Ein guter Koch tut mehr als das Nötige.
Ein guter Gastgeber tut mehr als das Nötige.
Ein guter Vater tut mehr als das Nötige.
Man kann überall einsparen, der Rest hat dann aber keine Kultur mehr. Denken Sie an den Chinesischen Turm in München! Man könnte hergehen und sagen: „Der Turm ist aus Holz. Holz modert, brennt und bricht. Den bauen wir ab und stellen noch mehr Bierbänke auf.“
Dann sagt man: „Der Schotter am Boden ist schlecht zu pflegen. Wir asphaltieren die Fläche, dann kann man abends mit der Kehrmaschine darüberfahren.“
Dann sagt man: „Blasmusik? Das geht auch vom Tonband. Wir sparen die Kapelle ein und die Maß wird dafür billiger.“
Dann sagt man: „Die Kastanien brauchen Pflege; man kann auch mit Brauereisonnenschirmen für Schatten sorgen.“
Dann sagt man: „Die Schankgebäude müssen nicht mit Kupferblech gedeckt sein. Man kann auch Betondachsteine nehmen.“
„Und die Außenwände?“- „Da nehmen wir Sandwichplatten, die gibt es in der gleichen grünen Farbe.“
Dann sagt man: „Die Krüge machen wir aus Plastik; das spart Gewicht und die Gäste tragen leichter“.
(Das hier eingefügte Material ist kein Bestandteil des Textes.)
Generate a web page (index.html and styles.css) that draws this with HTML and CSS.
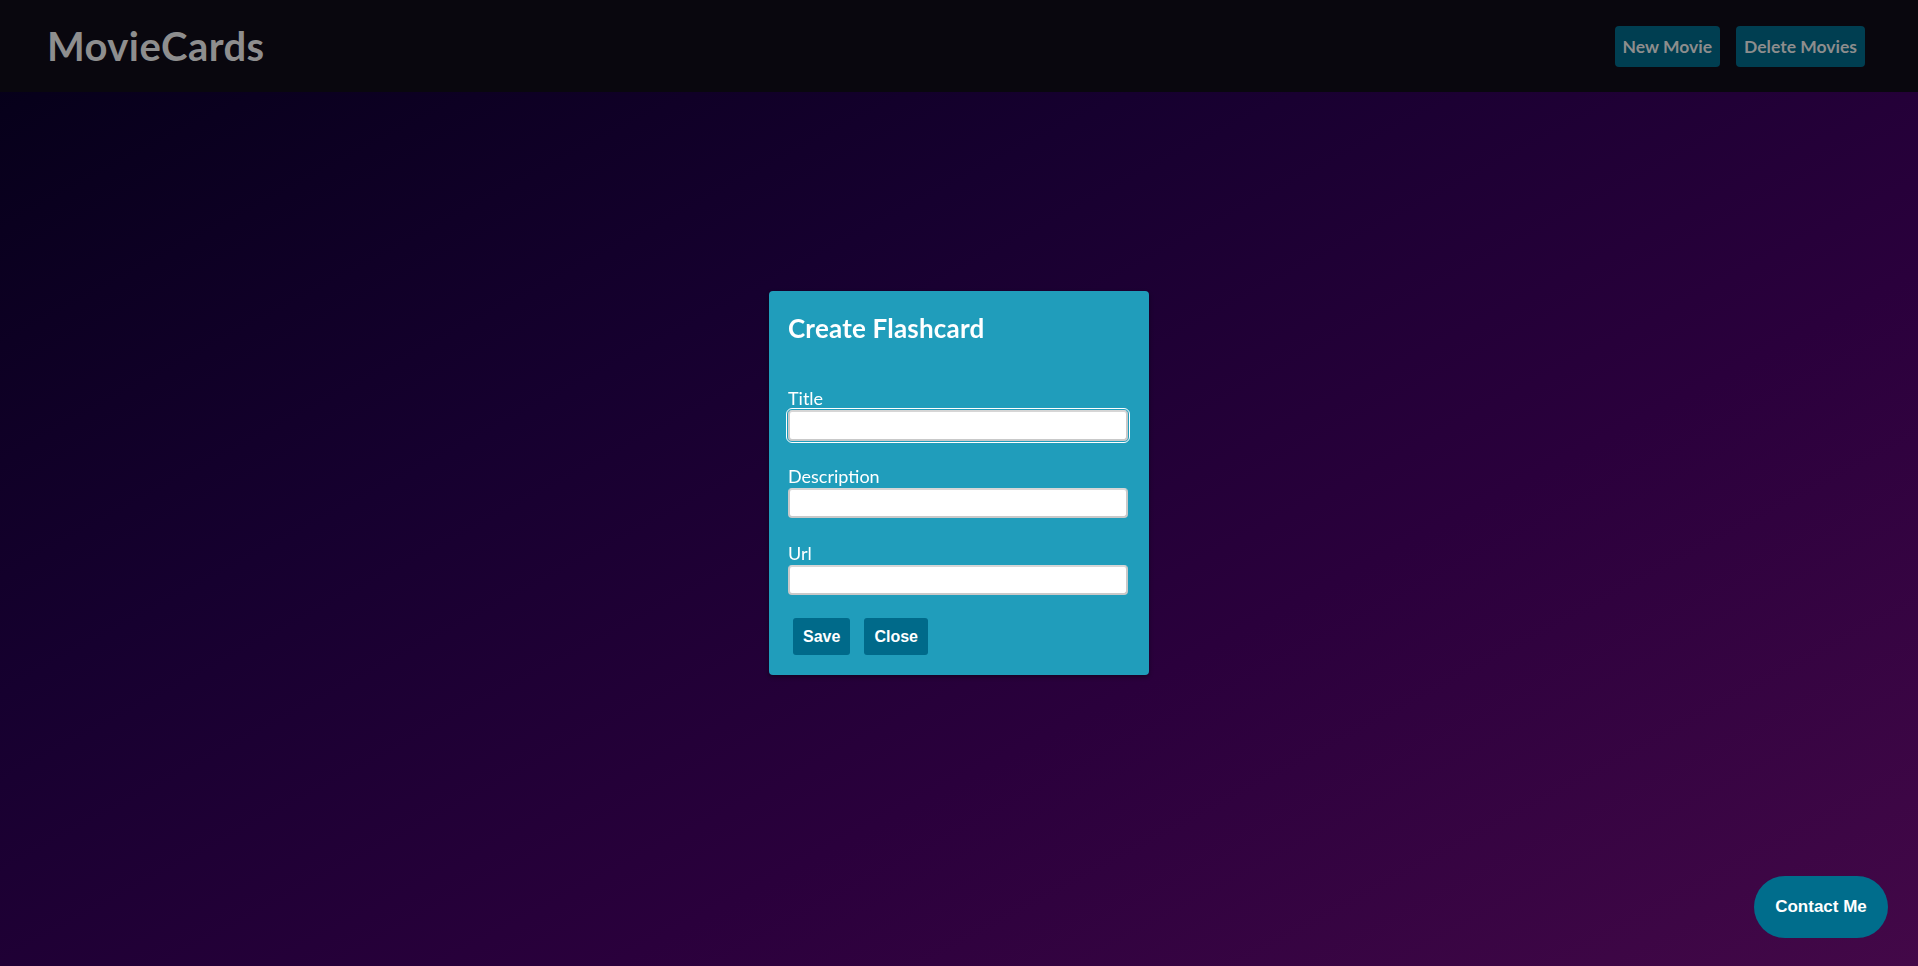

Dann hat man wohl gespart und das Nötige getan. Aber dann kommt auch keiner mehr und kein Reiseführer wird über Münchner Biergärten berichten.
Kultur das ist für mich ein guter Italiener. In München gibt es hunderte italienische Restaurants ohne Michelin-Stern. Aber jeder weiß, dort bekommt der Gast: Eine Stoffserviette, eine Kerze, einen guten Hauswein, einen gemischten Vorspeisenteller, Nudelgerichte „al dente“, zartes Rind- und Schweinefleisch, eine Auswahl an Fischgerichten, zur Saison Muscheln und danach ein Dessert mit einem kräftigen Tässchen Kaffee. Und mehr muss man eigentlich gar nicht übers Essen reden.
Architektur, das sei für mich ein guter Italiener. Kein Sternekoch, keine Stars am Herd, keine Gags, sondern einfach nur eine gute Küche. Rezepte an denen man sich nie übersättigt wie Insalata Caprese, Carpaccio, Vitello Tonnato, Oktopussalat, Linguine, Penne, Spaghetti, Lasagne, Saltimbocca, Scampi alla Griglia, Pizza Regina, Panna Cotta, Tiramisu… Tausendmal gegessen – immer wieder gut. Und ja, Architektur ist für mich Rezeptkunst. Ich erachte es nicht als Zufall, dass die ältesten Bücher über Architektur aus Italien kommen.